▼

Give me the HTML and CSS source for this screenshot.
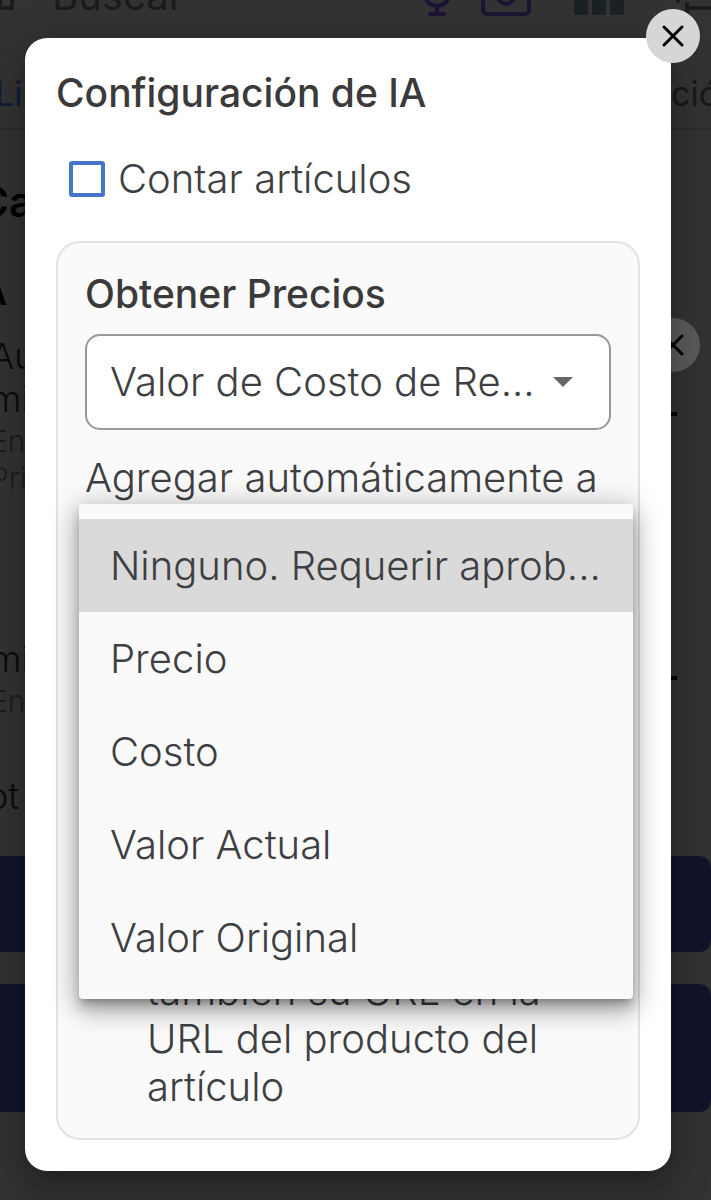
FILE: index.html
```html
<!DOCTYPE html>
<html lang="es">
<head>
<meta charset="utf-8">
<meta name="viewport" content="width=device-width, initial-scale=1">
<title>Configuración de IA</title>
<link rel="stylesheet" href="styles.css">
</head>
<body>
<div class="screen">
  <div class="page" aria-hidden="true">
    <header class="topbar">
      <svg class="scan" viewBox="0 0 14 24"><path d="M0 9V22M12 0V22M-4 9H12M-4 20H14" fill="none" stroke="currentColor" stroke-width="4"/></svg>
      <span class="search">Buscar</span>
      <svg class="mic" viewBox="0 0 28 40"><path d="M2 18a12 12 0 0 0 24 0M14 30v8M7 38h14" fill="none" stroke="currentColor" stroke-width="4" stroke-linecap="round"/><rect x="9" y="0" width="10" height="24" rx="5" fill="currentColor"/></svg>
      <svg class="camera" viewBox="0 0 50 40"><rect x="2" y="2" width="46" height="36" rx="4" fill="none" stroke="currentColor" stroke-width="4"/><circle cx="25" cy="20" r="8" fill="none" stroke="currentColor" stroke-width="4"/></svg>
      <svg class="columns" viewBox="0 0 50 40"><path d="M0 0h14v39H2q-2 0-2-2zM18 0h14v39H18zM36 0h14v37q0 2-2 2H36z" fill="currentColor"/></svg>
      <svg class="list" viewBox="0 0 38 40"><path d="M12 32h26M14 26v12M3 25h4" fill="none" stroke="currentColor" stroke-width="4"/></svg>
    </header>
    <nav class="tabs"><span class="tab-active">Li</span><span class="tab">ció</span></nav>
    <p class="heading">Ca</p>
    <p class="subheading">A</p>
    <div class="setting">
      <div><p class="name">Au<br>mi</p><p class="hint">En<br>Pri</p></div>
      <span class="dash"></span>
    </div>
    <div class="setting setting-second">
      <div><p class="name">mi</p><p class="hint">En</p></div>
      <span class="dash"></span>
    </div>
    <p class="notes">ot</p>
    <div class="action"></div>
    <div class="action action-tall"></div>
    <span class="round round-dim"><svg viewBox="0 0 54 54"><path d="M18 18 36 36M36 18 18 36"/></svg></span>
  </div>

  <main class="dialog" role="dialog" aria-labelledby="title">
    <button class="round round-close" type="button" aria-label="Cerrar"><svg viewBox="0 0 54 54"><path d="M18 18 36 36M36 18 18 36"/></svg></button>
    <h1 class="title" id="title">Configuración de IA</h1>
    <div class="check">
      <input class="box" type="checkbox" id="count">
      <label for="count">Contar artículos</label>
    </div>
    <section class="panel">
      <h2 class="panel-title"><label for="price">Obtener Precios</label></h2>
      <div class="picker">
        <select class="select" id="price"><option>Valor de Costo de Re...</option></select>
        <svg class="caret" viewBox="0 0 20 10"><path d="M0 0h20L10 10z" fill="#666"/></svg>
      </div>
      <p class="caption" id="auto">Agregar automáticamente a</p>
      <div class="menu" role="listbox" aria-labelledby="auto">
        <button class="item item-active" type="button" role="option" aria-selected="true">Ninguno. Requerir aprob...</button>
        <button class="item" type="button" role="option">Precio</button>
        <button class="item" type="button" role="option">Costo</button>
        <button class="item" type="button" role="option">Valor Actual</button>
        <button class="item" type="button" role="option">Valor Original</button>
      </div>
      <p class="note">también su URL en la URL del producto del artículo</p>
    </section>
  </main>
</div>
</body>
</html>
```
FILE: styles.css
```css
* { box-sizing: border-box; }
body, h1, h2, p { margin: 0; }
body {
  background: #333;
  color: #3e3f42;
  font: 300 40px/48px Inter, "Liberation Sans", sans-serif;
}
.screen {
  display: grid;
  grid-template-columns: minmax(0, 1fr);
  min-height: 100vh;
  overflow: hidden;
}
.page, .dialog { grid-area: 1 / 1; }

/* Dimmed page behind the dialog */
.page {
  position: relative;
  overflow: hidden;
  color: #0c0c0c;
}
.topbar {
  display: flex;
  align-items: flex-start;
  height: 54px;
  border-bottom: 1px solid #303030;
  color: #1b1b1b;
}
.topbar svg { flex: none; margin-top: -24px; height: 40px; }
.topbar .scan { width: 14px; height: 24px; margin-top: -12px; }
.search { margin: -28px auto 0 38px; font-weight: 400; }
.mic { width: 28px; margin-right: 30px; color: #1d1433; }
.camera { width: 50px; margin-right: 43px; color: #1d1433; }
.columns { width: 50px; margin-right: 49px; color: #1b2225; }
.list { width: 38px; }
.tabs {
  display: flex;
  justify-content: space-between;
  height: 76px;
  padding-top: 16px;
  border-bottom: 2px solid #2d2d2d;
  font-size: 34px;
  font-weight: 400;
}
.tab-active { margin-left: -5px; color: #111d3a; }
.tab { width: 40px; white-space: nowrap; color: #191919; }
.heading { margin: 48px 0 0 -22px; font-size: 42px; font-weight: 600; color: #000; }
.subheading { margin: 42px 0 0 -19px; font-size: 36px; font-weight: 600; color: #000; }
.setting {
  display: flex;
  justify-content: space-between;
  margin: 19px 34px 0 -10px;
}
.setting .dash { width: 8px; height: 4px; margin-top: 77px; background: #000; }
.setting-second { margin-top: 141px; }
.setting-second .dash { margin-top: 38px; }
.name { font-size: 36px; line-height: 43px; }
.hint { margin-top: 2px; font-size: 30px; line-height: 37px; color: #1d1d1d; }
.notes { margin: 52px 0 0 -13px; font-size: 36px; }
.action { height: 96px; margin: 36px 0 0 -20px; border-radius: 12px; background: #11142b; }
.action-tall { height: 128px; margin-top: 32px; }

.round {
  position: absolute;
  width: 54px;
  height: 54px;
  padding: 0;
  border: 0;
  border-radius: 50%;
}
.round svg { display: block; fill: none; stroke: #000; stroke-width: 3; stroke-linecap: round; }
.round-dim { top: 318px; right: 11px; background: #5b5b5b; }
.round-close { top: -29px; right: -29px; background: #d6d6d6; }

.dialog {
  position: relative;
  align-self: start;
  margin: 38px 40px 29px 25px;
  padding: 31px;
  border-radius: 22px;
  background: #fff;
  box-shadow: 0 11px 15px -7px rgba(0, 0, 0, .2), 0 24px 38px 3px rgba(0, 0, 0, .14), 0 9px 46px 8px rgba(0, 0, 0, .12);
}
.title, .panel-title { font-size: 39px; font-weight: 500; color: #3a3a3a; }
.check {
  display: flex;
  align-items: center;
  gap: 13px;
  margin: 38px 0 38px 13px;
}
.box {
  appearance: none;
  width: 36px;
  height: 36px;
  margin: 0;
  border: 4px solid #4775c7;
  border-radius: 3px;
}
.panel {
  padding: 27px;
  border: 2px solid #e2e2e2;
  border-radius: 24px;
  background: #fafafa;
}
.picker { display: grid; align-items: center; margin: 16px 0 24px; }
.select {
  grid-area: 1 / 1;
  appearance: none;
  width: 100%;
  height: 96px;
  padding: 0 64px 0 23px;
  border: 2px solid #999;
  border-radius: 15px;
  background: #fff;
  color: inherit;
  font: inherit;
}
.caret { grid-area: 1 / 1; justify-self: end; width: 20px; margin-right: 38px; pointer-events: none; }
.menu {
  position: relative;
  margin: 2px -22px 0 -6px;
  padding: 15px 0;
  border-radius: 4px;
  background: #fafafa;
  box-shadow: 0 5px 5px -3px rgba(0, 0, 0, .2), 0 8px 10px 1px rgba(0, 0, 0, .14), 0 3px 28px 4px rgba(0, 0, 0, .2), 0 14px 26px rgba(0, 0, 0, .18);
}
.item {
  display: block;
  width: 100%;
  height: 93px;
  padding: 0 31px;
  border: 0;
  background: none;
  color: inherit;
  font: inherit;
  text-align: left;
  white-space: nowrap;
}
.item-active { background: #dadada; }
.note { margin: -32px 60px 0 62px; }
```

▲

Omit every picture, then repeat the remaining data exactly as it appears above.

Give me the HTML and CSS source for this screenshot.
FILE: index.html
```html
<!DOCTYPE html>
<html lang="es">
<head>
<meta charset="utf-8">
<meta name="viewport" content="width=device-width, initial-scale=1">
<title>Configuración de IA</title>
<link rel="stylesheet" href="styles.css">
</head>
<body>
<div class="screen">
  <div class="page" aria-hidden="true">
    <header class="topbar">
      <svg class="scan" viewBox="0 0 14 24"><path d="M0 9V22M12 0V22M-4 9H12M-4 20H14" fill="none" stroke="currentColor" stroke-width="4"/></svg>
      <span class="search">Buscar</span>
      <svg class="mic" viewBox="0 0 28 40"><path d="M2 18a12 12 0 0 0 24 0M14 30v8M7 38h14" fill="none" stroke="currentColor" stroke-width="4" stroke-linecap="round"/><rect x="9" y="0" width="10" height="24" rx="5" fill="currentColor"/></svg>
      <svg class="camera" viewBox="0 0 50 40"><rect x="2" y="2" width="46" height="36" rx="4" fill="none" stroke="currentColor" stroke-width="4"/><circle cx="25" cy="20" r="8" fill="none" stroke="currentColor" stroke-width="4"/></svg>
      <svg class="columns" viewBox="0 0 50 40"><path d="M0 0h14v39H2q-2 0-2-2zM18 0h14v39H18zM36 0h14v37q0 2-2 2H36z" fill="currentColor"/></svg>
      <svg class="list" viewBox="0 0 38 40"><path d="M12 32h26M14 26v12M3 25h4" fill="none" stroke="currentColor" stroke-width="4"/></svg>
    </header>
    <nav class="tabs"><span class="tab-active">Li</span><span class="tab">ció</span></nav>
    <p class="heading">Ca</p>
    <p class="subheading">A</p>
    <div class="setting">
      <div><p class="name">Au<br>mi</p><p class="hint">En<br>Pri</p></div>
      <span class="dash"></span>
    </div>
    <div class="setting setting-second">
      <div><p class="name">mi</p><p class="hint">En</p></div>
      <span class="dash"></span>
    </div>
    <p class="notes">ot</p>
    <div class="action"></div>
    <div class="action action-tall"></div>
    <span class="round round-dim"><svg viewBox="0 0 54 54"><path d="M18 18 36 36M36 18 18 36"/></svg></span>
  </div>

  <main class="dialog" role="dialog" aria-labelledby="title">
    <button class="round round-close" type="button" aria-label="Cerrar"><svg viewBox="0 0 54 54"><path d="M18 18 36 36M36 18 18 36"/></svg></button>
    <h1 class="title" id="title">Configuración de IA</h1>
    <div class="check">
      <input class="box" type="checkbox" id="count">
      <label for="count">Contar artículos</label>
    </div>
    <section class="panel">
      <h2 class="panel-title"><label for="price">Obtener Precios</label></h2>
      <div class="picker">
        <select class="select" id="price"><option>Valor de Costo de Re...</option></select>
        <svg class="caret" viewBox="0 0 20 10"><path d="M0 0h20L10 10z" fill="#666"/></svg>
      </div>
      <p class="caption" id="auto">Agregar automáticamente a</p>
      <div class="menu" role="listbox" aria-labelledby="auto">
        <button class="item item-active" type="button" role="option" aria-selected="true">Ninguno. Requerir aprob...</button>
        <button class="item" type="button" role="option">Precio</button>
        <button class="item" type="button" role="option">Costo</button>
        <button class="item" type="button" role="option">Valor Actual</button>
        <button class="item" type="button" role="option">Valor Original</button>
      </div>
      <p class="note">también su URL en la URL del producto del artículo</p>
    </section>
  </main>
</div>
</body>
</html>
```
FILE: styles.css
```css
* { box-sizing: border-box; }
body, h1, h2, p { margin: 0; }
body {
  background: #333;
  color: #3e3f42;
  font: 300 40px/48px Inter, "Liberation Sans", sans-serif;
}
.screen {
  display: grid;
  grid-template-columns: minmax(0, 1fr);
  min-height: 100vh;
  overflow: hidden;
}
.page, .dialog { grid-area: 1 / 1; }

/* Dimmed page behind the dialog */
.page {
  position: relative;
  overflow: hidden;
  color: #0c0c0c;
}
.topbar {
  display: flex;
  align-items: flex-start;
  height: 54px;
  border-bottom: 1px solid #303030;
  color: #1b1b1b;
}
.topbar svg { flex: none; margin-top: -24px; height: 40px; }
.topbar .scan { width: 14px; height: 24px; margin-top: -12px; }
.search { margin: -28px auto 0 38px; font-weight: 400; }
.mic { width: 28px; margin-right: 30px; color: #1d1433; }
.camera { width: 50px; margin-right: 43px; color: #1d1433; }
.columns { width: 50px; margin-right: 49px; color: #1b2225; }
.list { width: 38px; }
.tabs {
  display: flex;
  justify-content: space-between;
  height: 76px;
  padding-top: 16px;
  border-bottom: 2px solid #2d2d2d;
  font-size: 34px;
  font-weight: 400;
}
.tab-active { margin-left: -5px; color: #111d3a; }
.tab { width: 40px; white-space: nowrap; color: #191919; }
.heading { margin: 48px 0 0 -22px; font-size: 42px; font-weight: 600; color: #000; }
.subheading { margin: 42px 0 0 -19px; font-size: 36px; font-weight: 600; color: #000; }
.setting {
  display: flex;
  justify-content: space-between;
  margin: 19px 34px 0 -10px;
}
.setting .dash { width: 8px; height: 4px; margin-top: 77px; background: #000; }
.setting-second { margin-top: 141px; }
.setting-second .dash { margin-top: 38px; }
.name { font-size: 36px; line-height: 43px; }
.hint { margin-top: 2px; font-size: 30px; line-height: 37px; color: #1d1d1d; }
.notes { margin: 52px 0 0 -13px; font-size: 36px; }
.action { height: 96px; margin: 36px 0 0 -20px; border-radius: 12px; background: #11142b; }
.action-tall { height: 128px; margin-top: 32px; }

.round {
  position: absolute;
  width: 54px;
  height: 54px;
  padding: 0;
  border: 0;
  border-radius: 50%;
}
.round svg { display: block; fill: none; stroke: #000; stroke-width: 3; stroke-linecap: round; }
.round-dim { top: 318px; right: 11px; background: #5b5b5b; }
.round-close { top: -29px; right: -29px; background: #d6d6d6; }

.dialog {
  position: relative;
  align-self: start;
  margin: 38px 40px 29px 25px;
  padding: 31px;
  border-radius: 22px;
  background: #fff;
  box-shadow: 0 11px 15px -7px rgba(0, 0, 0, .2), 0 24px 38px 3px rgba(0, 0, 0, .14), 0 9px 46px 8px rgba(0, 0, 0, .12);
}
.title, .panel-title { font-size: 39px; font-weight: 500; color: #3a3a3a; }
.check {
  display: flex;
  align-items: center;
  gap: 13px;
  margin: 38px 0 38px 13px;
}
.box {
  appearance: none;
  width: 36px;
  height: 36px;
  margin: 0;
  border: 4px solid #4775c7;
  border-radius: 3px;
}
.panel {
  padding: 27px;
  border: 2px solid #e2e2e2;
  border-radius: 24px;
  background: #fafafa;
}
.picker { display: grid; align-items: center; margin: 16px 0 24px; }
.select {
  grid-area: 1 / 1;
  appearance: none;
  width: 100%;
  height: 96px;
  padding: 0 64px 0 23px;
  border: 2px solid #999;
  border-radius: 15px;
  background: #fff;
  color: inherit;
  font: inherit;
}
.caret { grid-area: 1 / 1; justify-self: end; width: 20px; margin-right: 38px; pointer-events: none; }
.menu {
  position: relative;
  margin: 2px -22px 0 -6px;
  padding: 15px 0;
  border-radius: 4px;
  background: #fafafa;
  box-shadow: 0 5px 5px -3px rgba(0, 0, 0, .2), 0 8px 10px 1px rgba(0, 0, 0, .14), 0 3px 28px 4px rgba(0, 0, 0, .2), 0 14px 26px rgba(0, 0, 0, .18);
}
.item {
  display: block;
  width: 100%;
  height: 93px;
  padding: 0 31px;
  border: 0;
  background: none;
  color: inherit;
  font: inherit;
  text-align: left;
  white-space: nowrap;
}
.item-active { background: #dadada; }
.note { margin: -32px 60px 0 62px; }
```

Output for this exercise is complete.